Data lines |

"""

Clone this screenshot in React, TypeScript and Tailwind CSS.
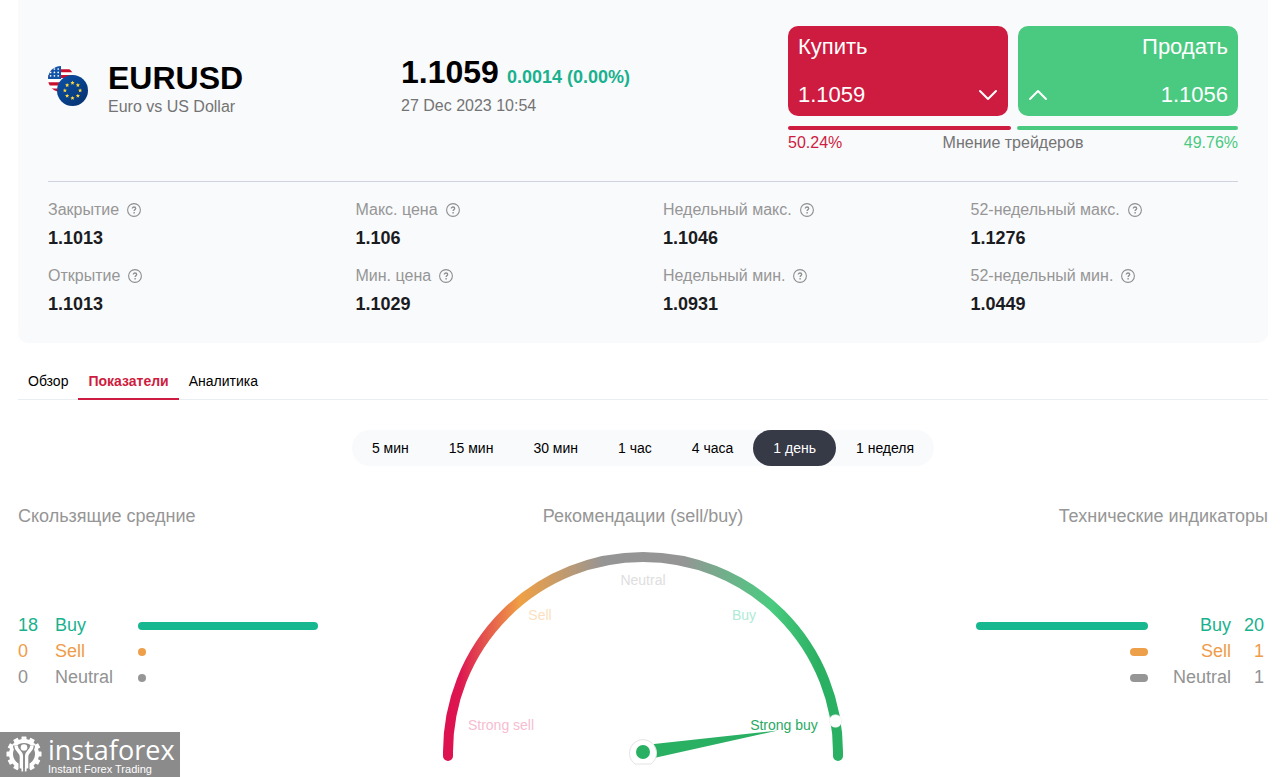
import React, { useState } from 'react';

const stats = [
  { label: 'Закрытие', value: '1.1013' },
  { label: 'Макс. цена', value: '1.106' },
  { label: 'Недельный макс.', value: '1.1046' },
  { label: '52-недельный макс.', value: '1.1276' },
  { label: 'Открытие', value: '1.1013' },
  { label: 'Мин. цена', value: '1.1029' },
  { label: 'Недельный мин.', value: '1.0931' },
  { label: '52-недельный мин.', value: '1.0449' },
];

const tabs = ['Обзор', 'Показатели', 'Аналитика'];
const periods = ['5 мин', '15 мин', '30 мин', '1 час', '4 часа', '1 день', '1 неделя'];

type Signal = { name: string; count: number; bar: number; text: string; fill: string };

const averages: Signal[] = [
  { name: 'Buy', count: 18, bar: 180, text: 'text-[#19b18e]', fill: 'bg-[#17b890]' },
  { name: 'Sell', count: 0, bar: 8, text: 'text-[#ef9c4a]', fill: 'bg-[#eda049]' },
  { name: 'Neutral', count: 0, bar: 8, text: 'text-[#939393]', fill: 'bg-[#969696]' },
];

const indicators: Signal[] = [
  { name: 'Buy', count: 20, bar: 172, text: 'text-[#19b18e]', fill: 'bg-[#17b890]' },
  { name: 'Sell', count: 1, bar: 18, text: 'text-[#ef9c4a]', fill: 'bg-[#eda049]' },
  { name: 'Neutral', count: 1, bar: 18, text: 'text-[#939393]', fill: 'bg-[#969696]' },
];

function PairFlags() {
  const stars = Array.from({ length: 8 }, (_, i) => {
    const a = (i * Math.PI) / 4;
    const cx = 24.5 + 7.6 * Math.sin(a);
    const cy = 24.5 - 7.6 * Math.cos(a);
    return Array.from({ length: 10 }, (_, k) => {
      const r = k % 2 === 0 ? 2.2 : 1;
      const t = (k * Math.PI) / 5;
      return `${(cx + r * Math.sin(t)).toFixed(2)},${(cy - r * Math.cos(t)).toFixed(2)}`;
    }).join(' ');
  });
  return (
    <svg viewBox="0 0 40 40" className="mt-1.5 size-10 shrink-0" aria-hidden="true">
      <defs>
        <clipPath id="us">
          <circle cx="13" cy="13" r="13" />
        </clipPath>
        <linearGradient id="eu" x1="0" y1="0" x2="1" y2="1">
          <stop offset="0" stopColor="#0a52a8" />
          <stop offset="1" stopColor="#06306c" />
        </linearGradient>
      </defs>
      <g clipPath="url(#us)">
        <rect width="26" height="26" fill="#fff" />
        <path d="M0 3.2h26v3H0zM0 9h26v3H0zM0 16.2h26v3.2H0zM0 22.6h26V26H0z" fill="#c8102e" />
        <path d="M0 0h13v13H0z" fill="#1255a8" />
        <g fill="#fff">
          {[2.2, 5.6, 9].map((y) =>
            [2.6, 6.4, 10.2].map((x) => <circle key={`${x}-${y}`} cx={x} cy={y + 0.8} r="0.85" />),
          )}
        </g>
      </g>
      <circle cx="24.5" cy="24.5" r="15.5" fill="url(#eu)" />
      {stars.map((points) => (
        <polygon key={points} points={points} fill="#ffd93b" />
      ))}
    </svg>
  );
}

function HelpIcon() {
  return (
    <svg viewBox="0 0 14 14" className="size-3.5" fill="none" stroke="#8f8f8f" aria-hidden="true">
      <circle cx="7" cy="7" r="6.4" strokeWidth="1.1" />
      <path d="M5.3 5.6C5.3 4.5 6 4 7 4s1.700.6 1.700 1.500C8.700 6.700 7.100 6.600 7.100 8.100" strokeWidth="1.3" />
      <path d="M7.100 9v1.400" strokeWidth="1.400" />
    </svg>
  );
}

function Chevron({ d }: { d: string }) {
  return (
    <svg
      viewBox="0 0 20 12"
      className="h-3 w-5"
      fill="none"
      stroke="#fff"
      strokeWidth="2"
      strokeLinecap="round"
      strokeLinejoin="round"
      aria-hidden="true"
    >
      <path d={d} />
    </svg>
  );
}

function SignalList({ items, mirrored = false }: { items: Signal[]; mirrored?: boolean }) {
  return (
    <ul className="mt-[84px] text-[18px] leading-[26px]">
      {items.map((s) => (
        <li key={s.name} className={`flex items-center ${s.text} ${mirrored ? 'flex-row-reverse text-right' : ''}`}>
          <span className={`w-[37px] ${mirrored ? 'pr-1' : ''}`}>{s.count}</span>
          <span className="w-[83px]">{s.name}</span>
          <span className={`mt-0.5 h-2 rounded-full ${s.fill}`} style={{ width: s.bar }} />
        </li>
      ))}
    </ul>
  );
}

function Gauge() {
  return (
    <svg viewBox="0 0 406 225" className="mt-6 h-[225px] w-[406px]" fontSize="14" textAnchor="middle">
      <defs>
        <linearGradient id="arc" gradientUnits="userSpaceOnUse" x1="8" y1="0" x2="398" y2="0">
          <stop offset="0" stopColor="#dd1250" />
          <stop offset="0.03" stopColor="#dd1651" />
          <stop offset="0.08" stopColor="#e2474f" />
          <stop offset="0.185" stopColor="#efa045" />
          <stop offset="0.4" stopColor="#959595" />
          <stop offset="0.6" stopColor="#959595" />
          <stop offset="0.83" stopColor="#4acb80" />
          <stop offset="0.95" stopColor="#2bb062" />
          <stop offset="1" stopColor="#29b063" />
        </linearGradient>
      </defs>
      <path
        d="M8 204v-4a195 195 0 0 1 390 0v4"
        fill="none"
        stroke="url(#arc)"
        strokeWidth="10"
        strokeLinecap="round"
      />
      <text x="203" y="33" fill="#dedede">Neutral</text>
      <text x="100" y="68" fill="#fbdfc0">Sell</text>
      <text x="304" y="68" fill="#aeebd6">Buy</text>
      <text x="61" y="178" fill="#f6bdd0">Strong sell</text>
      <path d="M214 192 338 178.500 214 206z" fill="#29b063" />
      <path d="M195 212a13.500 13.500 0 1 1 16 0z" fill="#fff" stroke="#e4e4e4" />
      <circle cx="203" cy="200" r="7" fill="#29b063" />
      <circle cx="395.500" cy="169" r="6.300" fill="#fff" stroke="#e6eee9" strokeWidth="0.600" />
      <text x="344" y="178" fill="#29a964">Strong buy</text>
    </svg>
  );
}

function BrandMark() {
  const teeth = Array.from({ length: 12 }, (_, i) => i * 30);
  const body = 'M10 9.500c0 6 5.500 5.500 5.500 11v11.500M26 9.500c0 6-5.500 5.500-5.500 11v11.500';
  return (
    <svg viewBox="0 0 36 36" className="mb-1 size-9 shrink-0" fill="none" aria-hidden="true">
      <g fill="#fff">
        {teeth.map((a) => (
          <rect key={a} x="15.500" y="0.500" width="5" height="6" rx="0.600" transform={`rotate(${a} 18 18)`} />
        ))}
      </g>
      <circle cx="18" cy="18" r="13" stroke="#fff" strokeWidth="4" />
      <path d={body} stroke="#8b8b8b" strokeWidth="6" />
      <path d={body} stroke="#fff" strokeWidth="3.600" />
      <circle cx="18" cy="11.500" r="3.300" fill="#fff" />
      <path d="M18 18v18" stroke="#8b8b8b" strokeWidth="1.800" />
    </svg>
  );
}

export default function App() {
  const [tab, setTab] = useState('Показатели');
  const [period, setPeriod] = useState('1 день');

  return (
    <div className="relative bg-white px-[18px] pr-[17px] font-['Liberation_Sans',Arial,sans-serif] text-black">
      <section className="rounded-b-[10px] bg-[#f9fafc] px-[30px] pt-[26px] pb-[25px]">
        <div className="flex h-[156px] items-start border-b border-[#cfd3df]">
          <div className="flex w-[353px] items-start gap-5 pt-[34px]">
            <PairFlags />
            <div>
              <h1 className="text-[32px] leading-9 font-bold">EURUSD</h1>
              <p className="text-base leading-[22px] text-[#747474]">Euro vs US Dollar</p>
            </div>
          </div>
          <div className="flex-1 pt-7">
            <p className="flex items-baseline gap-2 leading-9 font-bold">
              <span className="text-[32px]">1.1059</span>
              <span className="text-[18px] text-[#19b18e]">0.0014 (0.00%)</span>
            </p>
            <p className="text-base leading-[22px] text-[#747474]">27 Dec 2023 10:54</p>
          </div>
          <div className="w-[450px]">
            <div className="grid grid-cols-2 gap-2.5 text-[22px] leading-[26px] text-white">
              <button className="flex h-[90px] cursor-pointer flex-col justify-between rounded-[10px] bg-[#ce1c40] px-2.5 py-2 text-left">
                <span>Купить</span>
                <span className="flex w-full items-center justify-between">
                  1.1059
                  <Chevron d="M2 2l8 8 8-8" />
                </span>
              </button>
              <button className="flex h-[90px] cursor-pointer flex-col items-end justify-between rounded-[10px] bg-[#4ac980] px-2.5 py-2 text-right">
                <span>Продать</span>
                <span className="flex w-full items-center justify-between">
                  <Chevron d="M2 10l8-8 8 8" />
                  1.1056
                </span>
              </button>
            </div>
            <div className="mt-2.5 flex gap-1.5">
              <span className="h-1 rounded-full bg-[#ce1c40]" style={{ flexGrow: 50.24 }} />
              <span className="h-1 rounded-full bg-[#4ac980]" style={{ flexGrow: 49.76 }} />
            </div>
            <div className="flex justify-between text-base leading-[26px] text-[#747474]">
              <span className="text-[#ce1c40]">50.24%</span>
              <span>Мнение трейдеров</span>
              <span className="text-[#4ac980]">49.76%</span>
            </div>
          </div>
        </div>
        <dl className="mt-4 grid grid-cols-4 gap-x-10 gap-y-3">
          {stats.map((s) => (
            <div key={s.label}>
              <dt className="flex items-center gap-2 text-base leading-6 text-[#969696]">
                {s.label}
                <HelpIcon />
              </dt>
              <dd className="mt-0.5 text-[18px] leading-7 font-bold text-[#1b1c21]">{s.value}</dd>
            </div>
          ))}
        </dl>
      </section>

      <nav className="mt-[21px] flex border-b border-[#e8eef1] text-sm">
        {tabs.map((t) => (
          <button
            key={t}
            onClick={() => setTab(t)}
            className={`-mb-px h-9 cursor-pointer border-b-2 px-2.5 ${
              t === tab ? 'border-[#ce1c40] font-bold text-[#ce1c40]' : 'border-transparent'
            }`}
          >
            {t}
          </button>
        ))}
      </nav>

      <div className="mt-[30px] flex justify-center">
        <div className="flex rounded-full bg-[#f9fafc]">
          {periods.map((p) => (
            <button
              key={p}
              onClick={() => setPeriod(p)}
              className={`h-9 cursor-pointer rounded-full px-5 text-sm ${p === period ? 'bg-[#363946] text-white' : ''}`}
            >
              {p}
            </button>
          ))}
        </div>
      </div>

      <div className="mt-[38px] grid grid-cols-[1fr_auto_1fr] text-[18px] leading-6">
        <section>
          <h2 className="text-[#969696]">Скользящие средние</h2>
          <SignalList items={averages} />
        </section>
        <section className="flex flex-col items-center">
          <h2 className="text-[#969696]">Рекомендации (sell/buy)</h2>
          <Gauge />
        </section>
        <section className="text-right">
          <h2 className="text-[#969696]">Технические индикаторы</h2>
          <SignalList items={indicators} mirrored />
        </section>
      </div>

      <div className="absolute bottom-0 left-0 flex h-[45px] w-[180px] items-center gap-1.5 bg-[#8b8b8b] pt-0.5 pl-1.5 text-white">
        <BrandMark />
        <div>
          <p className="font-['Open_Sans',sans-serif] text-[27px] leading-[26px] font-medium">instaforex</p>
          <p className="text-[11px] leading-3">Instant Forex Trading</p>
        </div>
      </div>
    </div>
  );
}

"""
"""

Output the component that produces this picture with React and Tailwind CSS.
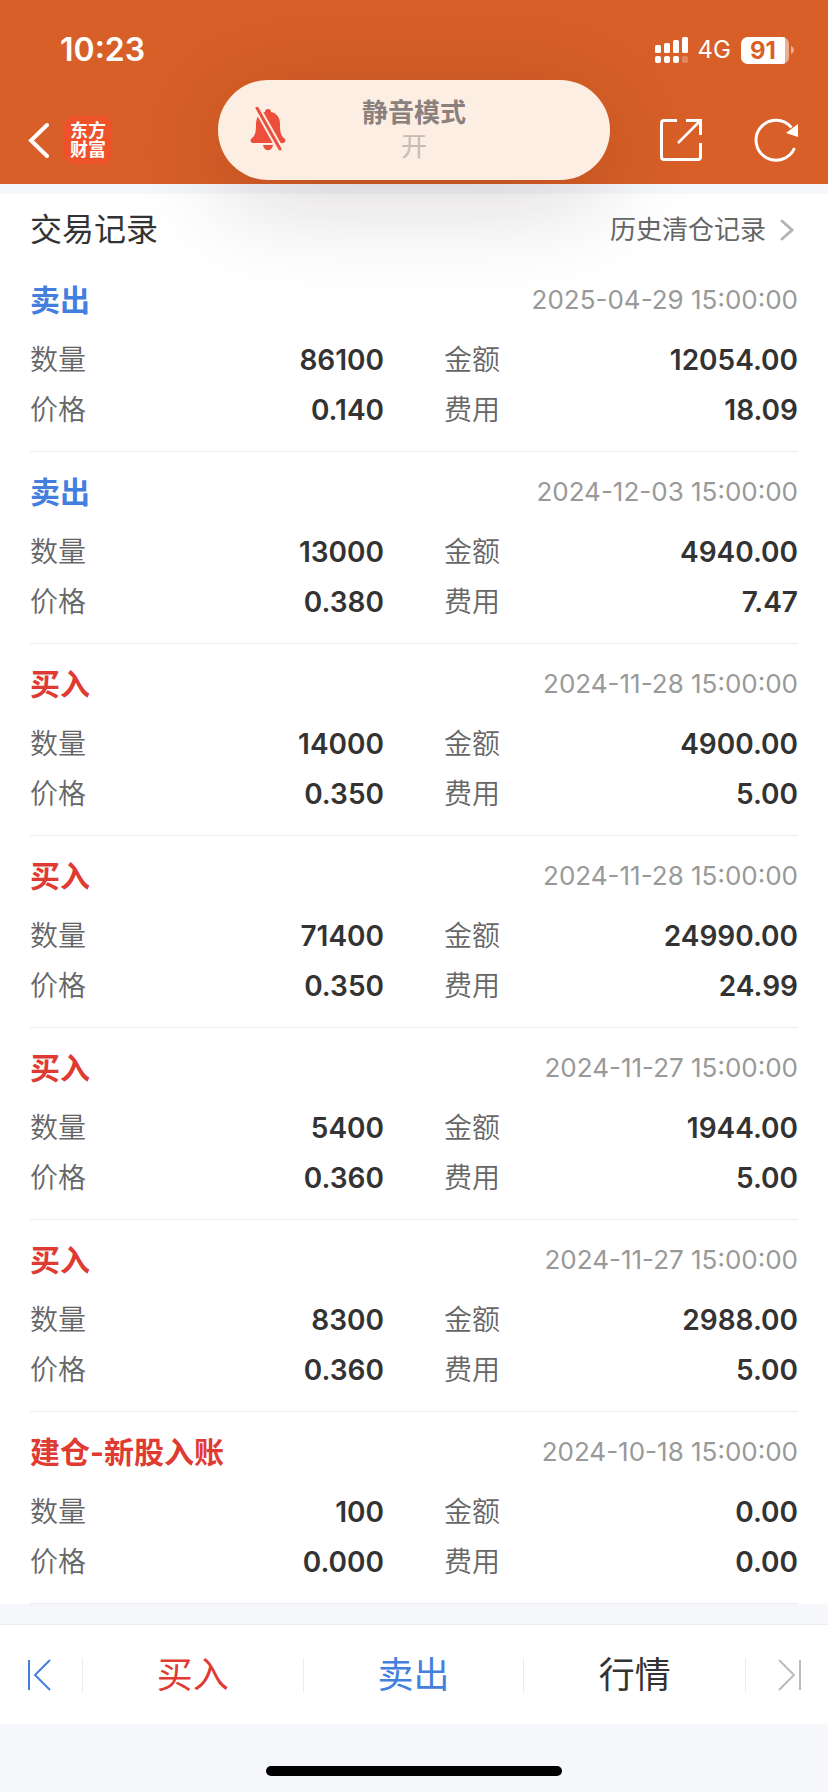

"""
"""

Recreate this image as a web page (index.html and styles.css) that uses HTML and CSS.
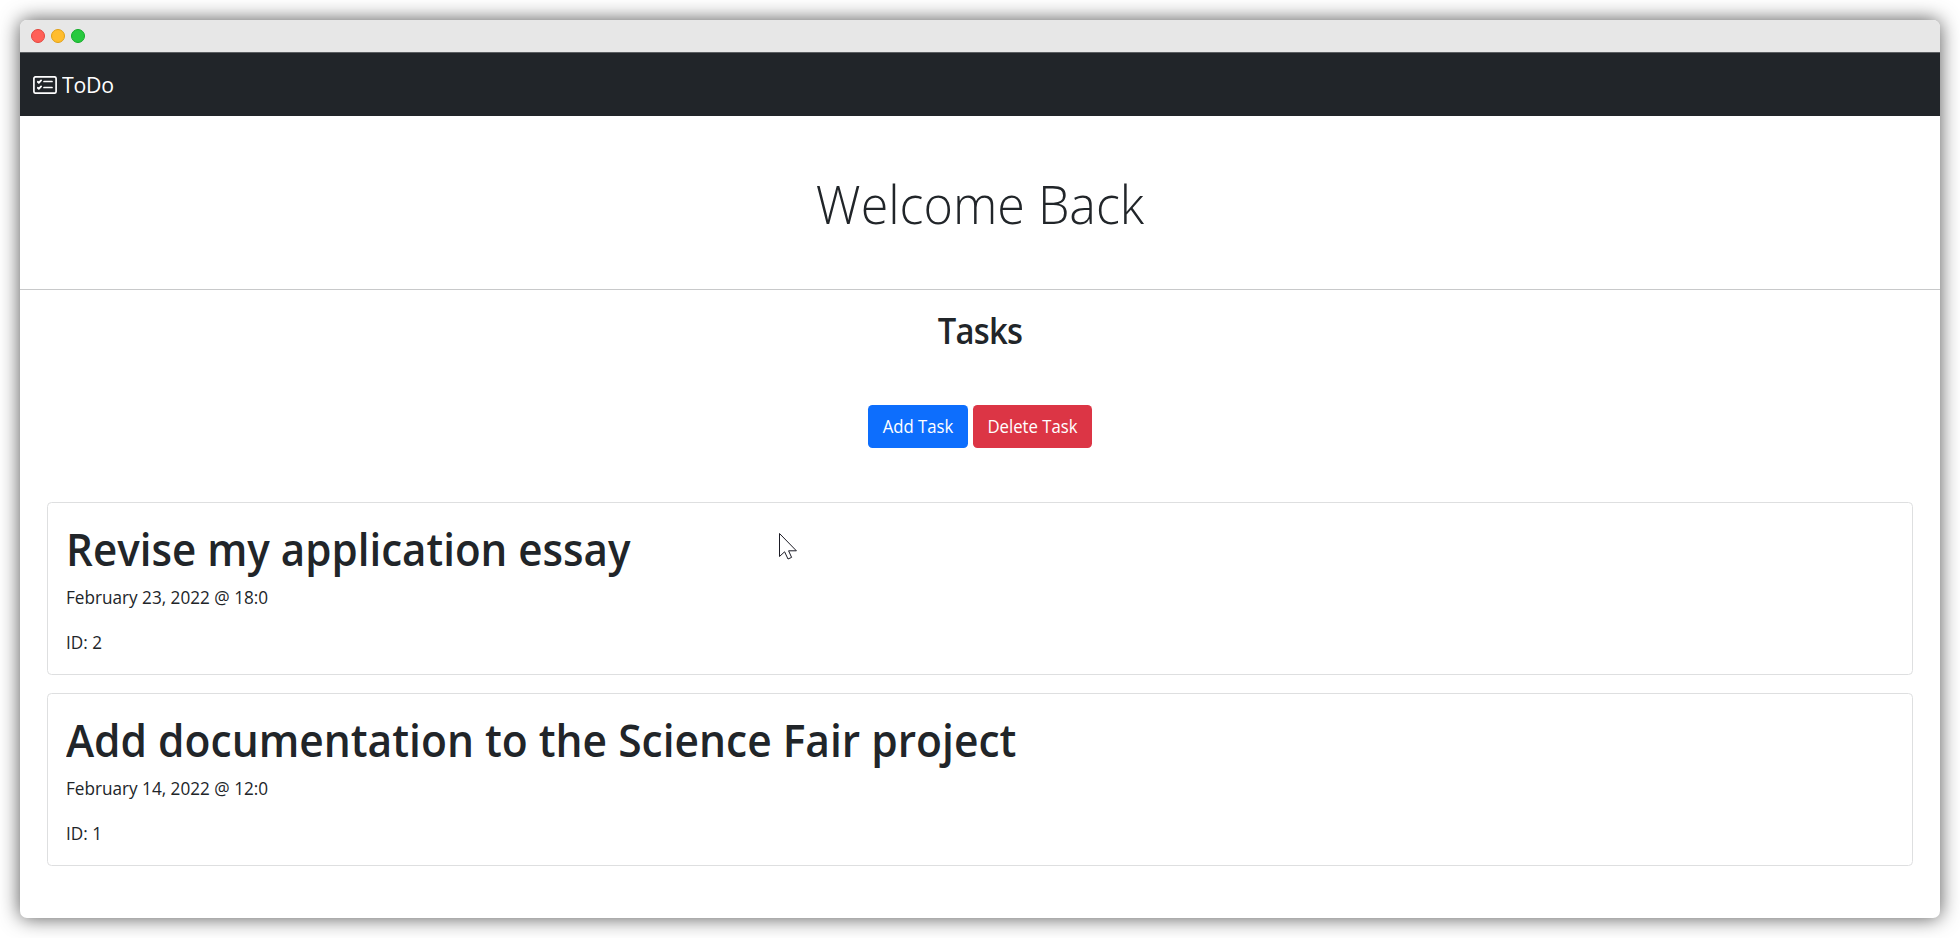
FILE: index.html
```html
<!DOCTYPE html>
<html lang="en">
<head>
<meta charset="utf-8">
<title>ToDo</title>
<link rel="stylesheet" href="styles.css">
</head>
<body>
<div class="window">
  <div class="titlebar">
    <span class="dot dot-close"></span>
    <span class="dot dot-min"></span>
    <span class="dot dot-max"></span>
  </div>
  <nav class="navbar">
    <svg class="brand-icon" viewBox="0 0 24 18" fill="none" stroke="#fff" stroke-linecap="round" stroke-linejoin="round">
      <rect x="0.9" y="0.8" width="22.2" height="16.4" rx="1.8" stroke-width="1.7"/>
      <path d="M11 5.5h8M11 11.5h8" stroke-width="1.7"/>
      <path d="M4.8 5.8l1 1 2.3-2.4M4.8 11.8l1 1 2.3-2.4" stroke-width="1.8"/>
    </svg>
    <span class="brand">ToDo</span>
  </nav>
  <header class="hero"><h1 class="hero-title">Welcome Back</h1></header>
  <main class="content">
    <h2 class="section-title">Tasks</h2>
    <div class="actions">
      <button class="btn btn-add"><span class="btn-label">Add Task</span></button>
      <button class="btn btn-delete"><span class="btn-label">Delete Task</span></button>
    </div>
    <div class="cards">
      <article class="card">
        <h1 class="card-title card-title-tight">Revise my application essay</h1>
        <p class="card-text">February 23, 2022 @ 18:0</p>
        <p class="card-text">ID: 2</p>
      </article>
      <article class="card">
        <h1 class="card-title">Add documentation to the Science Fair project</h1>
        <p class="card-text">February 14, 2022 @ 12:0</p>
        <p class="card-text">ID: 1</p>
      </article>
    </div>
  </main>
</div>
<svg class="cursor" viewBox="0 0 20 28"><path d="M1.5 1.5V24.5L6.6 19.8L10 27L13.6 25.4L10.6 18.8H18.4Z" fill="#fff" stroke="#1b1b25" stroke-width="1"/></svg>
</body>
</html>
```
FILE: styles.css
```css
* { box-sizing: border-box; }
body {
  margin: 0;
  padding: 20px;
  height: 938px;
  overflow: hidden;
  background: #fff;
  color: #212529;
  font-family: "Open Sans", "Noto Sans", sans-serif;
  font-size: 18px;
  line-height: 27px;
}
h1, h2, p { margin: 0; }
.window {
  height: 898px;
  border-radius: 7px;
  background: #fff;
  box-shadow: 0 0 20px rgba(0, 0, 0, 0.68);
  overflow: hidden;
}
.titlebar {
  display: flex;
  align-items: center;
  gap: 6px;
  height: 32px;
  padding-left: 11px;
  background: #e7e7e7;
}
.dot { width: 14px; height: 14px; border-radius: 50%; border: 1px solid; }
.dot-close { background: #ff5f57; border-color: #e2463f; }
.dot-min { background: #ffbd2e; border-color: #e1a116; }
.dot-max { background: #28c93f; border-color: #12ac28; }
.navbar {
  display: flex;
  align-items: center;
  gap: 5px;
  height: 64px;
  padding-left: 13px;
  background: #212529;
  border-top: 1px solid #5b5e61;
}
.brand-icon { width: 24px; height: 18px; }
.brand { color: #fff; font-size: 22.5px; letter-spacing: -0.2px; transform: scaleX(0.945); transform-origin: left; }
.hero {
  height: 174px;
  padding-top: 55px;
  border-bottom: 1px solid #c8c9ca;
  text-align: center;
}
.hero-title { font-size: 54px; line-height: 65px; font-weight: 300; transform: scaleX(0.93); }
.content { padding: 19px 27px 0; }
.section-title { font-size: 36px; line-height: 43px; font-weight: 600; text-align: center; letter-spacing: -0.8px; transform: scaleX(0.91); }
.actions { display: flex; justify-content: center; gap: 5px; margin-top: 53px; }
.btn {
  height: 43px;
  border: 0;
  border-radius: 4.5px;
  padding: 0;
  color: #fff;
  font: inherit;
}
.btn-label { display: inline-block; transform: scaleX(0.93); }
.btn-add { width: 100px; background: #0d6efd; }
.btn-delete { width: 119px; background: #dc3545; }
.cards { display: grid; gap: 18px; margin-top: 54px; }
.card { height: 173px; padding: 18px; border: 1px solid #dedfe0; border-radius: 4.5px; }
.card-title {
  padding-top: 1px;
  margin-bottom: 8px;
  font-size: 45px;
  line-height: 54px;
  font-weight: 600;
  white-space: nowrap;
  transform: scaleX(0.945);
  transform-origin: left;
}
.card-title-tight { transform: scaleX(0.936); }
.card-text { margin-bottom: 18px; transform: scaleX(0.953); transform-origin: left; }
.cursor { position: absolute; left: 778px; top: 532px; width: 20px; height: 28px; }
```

"""

Requirement | Reproduce each line of the material containing the word "this".

Response |
Clone this screenshot in React, TypeScript and Tailwind CSS.
Output the component that produces this picture with React and Tailwind CSS.
Recreate this image as a web page (index.html and styles.css) that uses HTML and CSS.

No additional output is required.